Plumin is nice to build fonts from scratch. If you're interested in taking an existing font and manipulating its shape or metrics, consider using opentype.js directly.

[1] http://paperjs.org/

[2] https://github.com/nodebox/opentype.js

What is the use case for something like this? I think it's really, really cool that this is possible, but I'm having trouble coming up with a scenario in which I'd actually want to do this.
I know of at least one site (FilmOn) that uses this kind of font substitution for rendering UI elements.
Is that done on the client-side or on the server? It makes sense to me if you want to programmatically generate icon fonts, but I just don't see the use case for doing this in the browser.

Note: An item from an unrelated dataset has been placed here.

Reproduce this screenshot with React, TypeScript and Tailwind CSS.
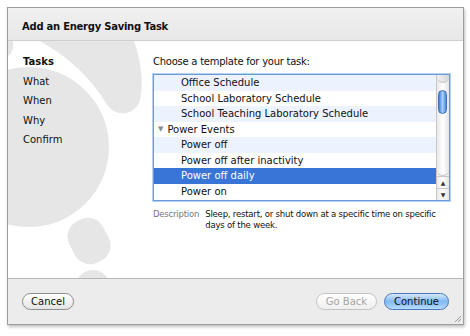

Unless of course you were building an in-browser font creator tool. :)

Regardless, this is a really cool idea!

A SaaS could use it to distort content, and remove the distortion for paid accounts.
by distorting on client side? well..
Just being able to adjust the font-weight of a font that doesn't have multiple font-weights is something I've wanted to do many times before.
Blob url's set for @font-face src! What a neat hack.
Looks pretty awesome. Do you have any benchmarks on how fast this is on a mobile?
Web Font licensing is such a completely painful mess that I would wish/hope/love if this software came with a license that constrains the terms of use on any fonts produced with it to Creative Commons, or (what the hell) GPL.